I popped in a new drive, set up the VD in the RAID controller and tried to boot but the BIOS tells me there are no boot devices.  So, I decided to plug the new drive into a SATA port, boot into FreeBSD, and use gpart to create boot partition etc.  That all went fine.  I powered down, moved the new drive back to the RAID controller and powered back on.  Now the virtual drive configuration in the RAID controller was missing - I'm assuming because I wrote data to the drive via SATA.

I'm not quite sure what I can do to fix this.
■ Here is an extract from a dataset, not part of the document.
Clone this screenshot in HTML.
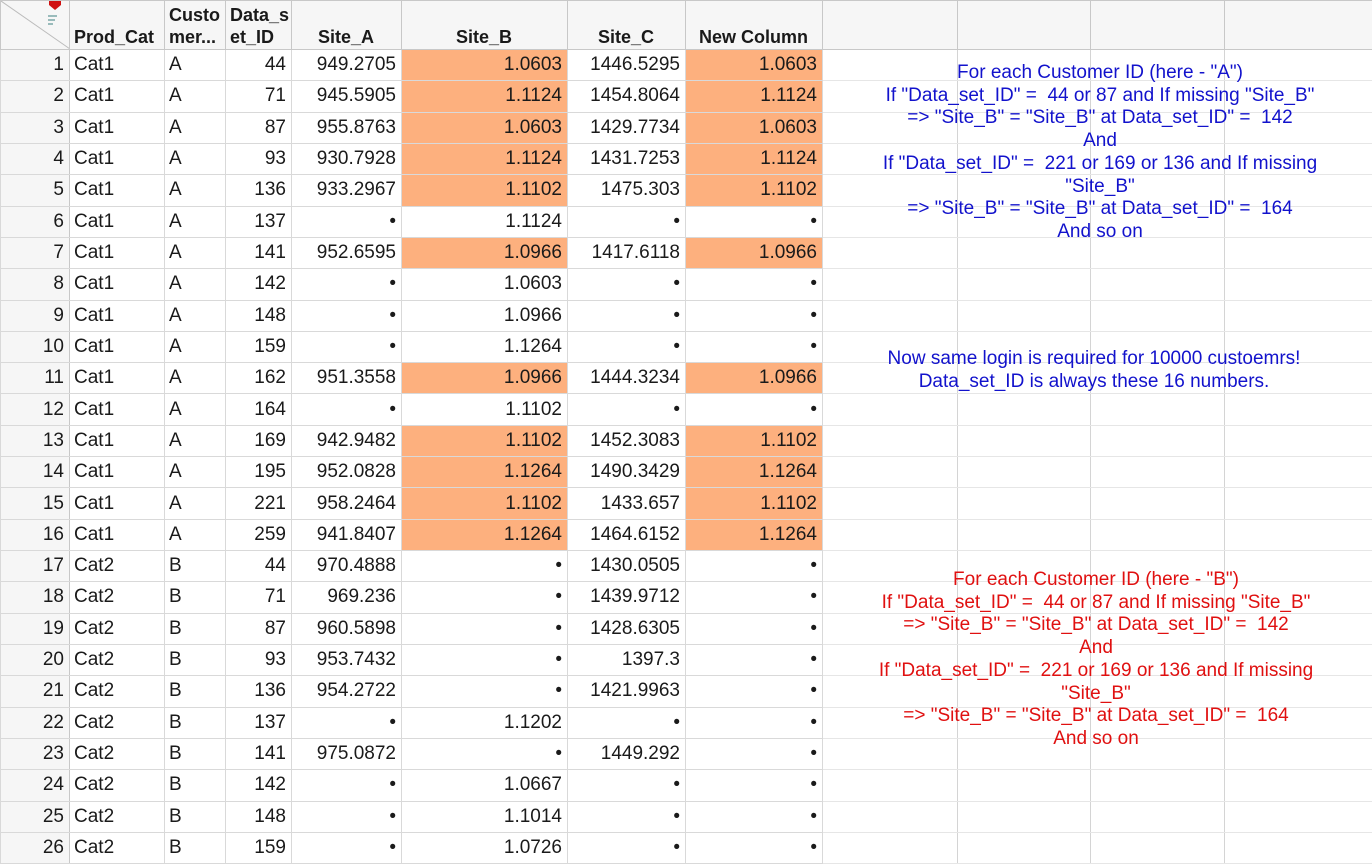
<!DOCTYPE html>
<html><head><meta charset="utf-8"><style>
body{margin:0;width:1372px;height:848px;overflow:hidden;background:#fff;font-family:"Liberation Sans",Arial,sans-serif;position:relative}
table{position:absolute;left:0;top:0;width:1372px;border-collapse:collapse;table-layout:fixed;font-size:19px;color:#1a1a1a}
td,th{border:1px solid #d9d9d9;padding:0 5px 0 4px;white-space:nowrap;overflow:hidden;height:30.32px;line-height:30px}
th{height:47px;background:#f6f6f6;border-color:#c8c8c8;font-weight:bold;font-size:18px;vertical-align:bottom;line-height:22px;padding-bottom:1px;text-align:center}
td.n{background:#f6f6f6;text-align:right;padding-right:5px;border-right-color:#c8c8c8}
td.r{text-align:right}
td.o{background:#fdb07e}
td.e{border-left-color:#d4d4d4;border-right-color:#d4d4d4;border-top-color:#e6e6e6;border-bottom-color:#e6e6e6}
.t{position:absolute;text-align:center;font-size:19px;line-height:22.7px;white-space:nowrap}
</style></head><body>
<table>
<colgroup><col style="width:69px"><col style="width:95px"><col style="width:61px"><col style="width:66px"><col style="width:110px"><col style="width:166px"><col style="width:118px"><col style="width:137px"><col style="width:135px"><col style="width:133px"><col style="width:134px"><col style="width:148px"></colgroup>
<tr><th style="background:#f6f6f6;position:relative"><svg width="69" height="48" style="position:absolute;left:0;top:0"><line x1="0" y1="0" x2="69" y2="48" stroke="#bbb"/><path d="M48 0 L60 0 L60 4 L54 9 L48 4Z" fill="#d01010"/><rect x="47" y="14" width="9" height="2" fill="#9bb"/><rect x="47" y="18" width="7" height="2" fill="#9bb"/><rect x="47" y="22" width="5" height="2" fill="#9bb"/></svg></th><th style="text-align:left">Prod_Cat</th><th style="text-align:left">Custo<br>mer...</th><th style="text-align:left">Data_s<br>et_ID</th><th>Site_A</th><th>Site_B</th><th>Site_C</th><th>New Column</th><th></th><th></th><th></th><th></th></tr>
<tr><td class="n">1</td><td>Cat1</td><td>A</td><td class="r">44</td><td class="r">949.2705</td><td class="r o">1.0603</td><td class="r">1446.5295</td><td class="r o">1.0603</td><td class="e"></td><td class="e"></td><td class="e"></td><td class="e"></td></tr>
<tr><td class="n">2</td><td>Cat1</td><td>A</td><td class="r">71</td><td class="r">945.5905</td><td class="r o">1.1124</td><td class="r">1454.8064</td><td class="r o">1.1124</td><td class="e"></td><td class="e"></td><td class="e"></td><td class="e"></td></tr>
<tr><td class="n">3</td><td>Cat1</td><td>A</td><td class="r">87</td><td class="r">955.8763</td><td class="r o">1.0603</td><td class="r">1429.7734</td><td class="r o">1.0603</td><td class="e"></td><td class="e"></td><td class="e"></td><td class="e"></td></tr>
<tr><td class="n">4</td><td>Cat1</td><td>A</td><td class="r">93</td><td class="r">930.7928</td><td class="r o">1.1124</td><td class="r">1431.7253</td><td class="r o">1.1124</td><td class="e"></td><td class="e"></td><td class="e"></td><td class="e"></td></tr>
<tr><td class="n">5</td><td>Cat1</td><td>A</td><td class="r">136</td><td class="r">933.2967</td><td class="r o">1.1102</td><td class="r">1475.303</td><td class="r o">1.1102</td><td class="e"></td><td class="e"></td><td class="e"></td><td class="e"></td></tr>
<tr><td class="n">6</td><td>Cat1</td><td>A</td><td class="r">137</td><td class="r">•</td><td class="r">1.1124</td><td class="r">•</td><td class="r">•</td><td class="e"></td><td class="e"></td><td class="e"></td><td class="e"></td></tr>
<tr><td class="n">7</td><td>Cat1</td><td>A</td><td class="r">141</td><td class="r">952.6595</td><td class="r o">1.0966</td><td class="r">1417.6118</td><td class="r o">1.0966</td><td class="e"></td><td class="e"></td><td class="e"></td><td class="e"></td></tr>
<tr><td class="n">8</td><td>Cat1</td><td>A</td><td class="r">142</td><td class="r">•</td><td class="r">1.0603</td><td class="r">•</td><td class="r">•</td><td class="e"></td><td class="e"></td><td class="e"></td><td class="e"></td></tr>
<tr><td class="n">9</td><td>Cat1</td><td>A</td><td class="r">148</td><td class="r">•</td><td class="r">1.0966</td><td class="r">•</td><td class="r">•</td><td class="e"></td><td class="e"></td><td class="e"></td><td class="e"></td></tr>
<tr><td class="n">10</td><td>Cat1</td><td>A</td><td class="r">159</td><td class="r">•</td><td class="r">1.1264</td><td class="r">•</td><td class="r">•</td><td class="e"></td><td class="e"></td><td class="e"></td><td class="e"></td></tr>
<tr><td class="n">11</td><td>Cat1</td><td>A</td><td class="r">162</td><td class="r">951.3558</td><td class="r o">1.0966</td><td class="r">1444.3234</td><td class="r o">1.0966</td><td class="e"></td><td class="e"></td><td class="e"></td><td class="e"></td></tr>
<tr><td class="n">12</td><td>Cat1</td><td>A</td><td class="r">164</td><td class="r">•</td><td class="r">1.1102</td><td class="r">•</td><td class="r">•</td><td class="e"></td><td class="e"></td><td class="e"></td><td class="e"></td></tr>
<tr><td class="n">13</td><td>Cat1</td><td>A</td><td class="r">169</td><td class="r">942.9482</td><td class="r o">1.1102</td><td class="r">1452.3083</td><td class="r o">1.1102</td><td class="e"></td><td class="e"></td><td class="e"></td><td class="e"></td></tr>
<tr><td class="n">14</td><td>Cat1</td><td>A</td><td class="r">195</td><td class="r">952.0828</td><td class="r o">1.1264</td><td class="r">1490.3429</td><td class="r o">1.1264</td><td class="e"></td><td class="e"></td><td class="e"></td><td class="e"></td></tr>
<tr><td class="n">15</td><td>Cat1</td><td>A</td><td class="r">221</td><td class="r">958.2464</td><td class="r o">1.1102</td><td class="r">1433.657</td><td class="r o">1.1102</td><td class="e"></td><td class="e"></td><td class="e"></td><td class="e"></td></tr>
<tr><td class="n">16</td><td>Cat1</td><td>A</td><td class="r">259</td><td class="r">941.8407</td><td class="r o">1.1264</td><td class="r">1464.6152</td><td class="r o">1.1264</td><td class="e"></td><td class="e"></td><td class="e"></td><td class="e"></td></tr>
<tr><td class="n">17</td><td>Cat2</td><td>B</td><td class="r">44</td><td class="r">970.4888</td><td class="r">•</td><td class="r">1430.0505</td><td class="r">•</td><td class="e"></td><td class="e"></td><td class="e"></td><td class="e"></td></tr>
<tr><td class="n">18</td><td>Cat2</td><td>B</td><td class="r">71</td><td class="r">969.236</td><td class="r">•</td><td class="r">1439.9712</td><td class="r">•</td><td class="e"></td><td class="e"></td><td class="e"></td><td class="e"></td></tr>
<tr><td class="n">19</td><td>Cat2</td><td>B</td><td class="r">87</td><td class="r">960.5898</td><td class="r">•</td><td class="r">1428.6305</td><td class="r">•</td><td class="e"></td><td class="e"></td><td class="e"></td><td class="e"></td></tr>
<tr><td class="n">20</td><td>Cat2</td><td>B</td><td class="r">93</td><td class="r">953.7432</td><td class="r">•</td><td class="r">1397.3</td><td class="r">•</td><td class="e"></td><td class="e"></td><td class="e"></td><td class="e"></td></tr>
<tr><td class="n">21</td><td>Cat2</td><td>B</td><td class="r">136</td><td class="r">954.2722</td><td class="r">•</td><td class="r">1421.9963</td><td class="r">•</td><td class="e"></td><td class="e"></td><td class="e"></td><td class="e"></td></tr>
<tr><td class="n">22</td><td>Cat2</td><td>B</td><td class="r">137</td><td class="r">•</td><td class="r">1.1202</td><td class="r">•</td><td class="r">•</td><td class="e"></td><td class="e"></td><td class="e"></td><td class="e"></td></tr>
<tr><td class="n">23</td><td>Cat2</td><td>B</td><td class="r">141</td><td class="r">975.0872</td><td class="r">•</td><td class="r">1449.292</td><td class="r">•</td><td class="e"></td><td class="e"></td><td class="e"></td><td class="e"></td></tr>
<tr><td class="n">24</td><td>Cat2</td><td>B</td><td class="r">142</td><td class="r">•</td><td class="r">1.0667</td><td class="r">•</td><td class="r">•</td><td class="e"></td><td class="e"></td><td class="e"></td><td class="e"></td></tr>
<tr><td class="n">25</td><td>Cat2</td><td>B</td><td class="r">148</td><td class="r">•</td><td class="r">1.1014</td><td class="r">•</td><td class="r">•</td><td class="e"></td><td class="e"></td><td class="e"></td><td class="e"></td></tr>
<tr><td class="n">26</td><td>Cat2</td><td>B</td><td class="r">159</td><td class="r">•</td><td class="r">1.0726</td><td class="r">•</td><td class="r">•</td><td class="e"></td><td class="e"></td><td class="e"></td><td class="e"></td></tr>
</table>
<div class="t" style="left:830px;width:540px;top:62px;color:#1212cc">For each Customer ID (here - "A")<br>If "Data_set_ID" =&nbsp; 44 or 87 and If missing "Site_B"<br>=&gt; "Site_B" = "Site_B" at Data_set_ID" =&nbsp; 142<br>And<br>If "Data_set_ID" =&nbsp; 221 or 169 or 136 and If missing<br>"Site_B"<br>=&gt; "Site_B" = "Site_B" at Data_set_ID" =&nbsp; 164<br>And so on</div>
<div class="t" style="left:824px;width:540px;top:348px;color:#1212cc">Now same login is required for 10000 custoemrs!<br>Data_set_ID is always these 16 numbers.</div>
<div class="t" style="left:826px;width:540px;top:569px;color:#e01010">For each Customer ID (here - "B")<br>If "Data_set_ID" =&nbsp; 44 or 87 and If missing "Site_B"<br>=&gt; "Site_B" = "Site_B" at Data_set_ID" =&nbsp; 142<br>And<br>If "Data_set_ID" =&nbsp; 221 or 169 or 136 and If missing<br>"Site_B"<br>=&gt; "Site_B" = "Site_B" at Data_set_ID" =&nbsp; 164<br>And so on</div>
</body></html>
Any ideas?


----------



## mrab54 (Apr 20, 2013)

It just hit me, the drive that failed was connected to port 0 on the RAID controller.  I did not have any of the 4 drives set to be the boot device in the RAID BIOS so I'm assuming it just picked drive 0.  I set the boot device to be one of the 3 good drives (they still have boot blocks) and it took right off :e

Now I get to see how this thing rebuilds /crosses fingers.


----------



## Sfynx (Apr 25, 2013)

Just hope that absolutely nothing goes wrong with all other drives during the rebuild phase, I tend to be scared of single-redundancy schemes because of that, especially with larger drives... rebuilding a 3 TB drive in a RAID-Z2 gives me a bit more peace of mind


----------



## mrab54 (Apr 26, 2013)

Yeah, for that reason I stick to 1 TB drives.  I've seen a few rebuilds fail throughout my work.  That and I buy drives from two different sources because I've seen batches of drives fail withing a few weeks of each other.  

I had about 1 TB of data and it rebuilt in about a half hour.  All is good :e


----------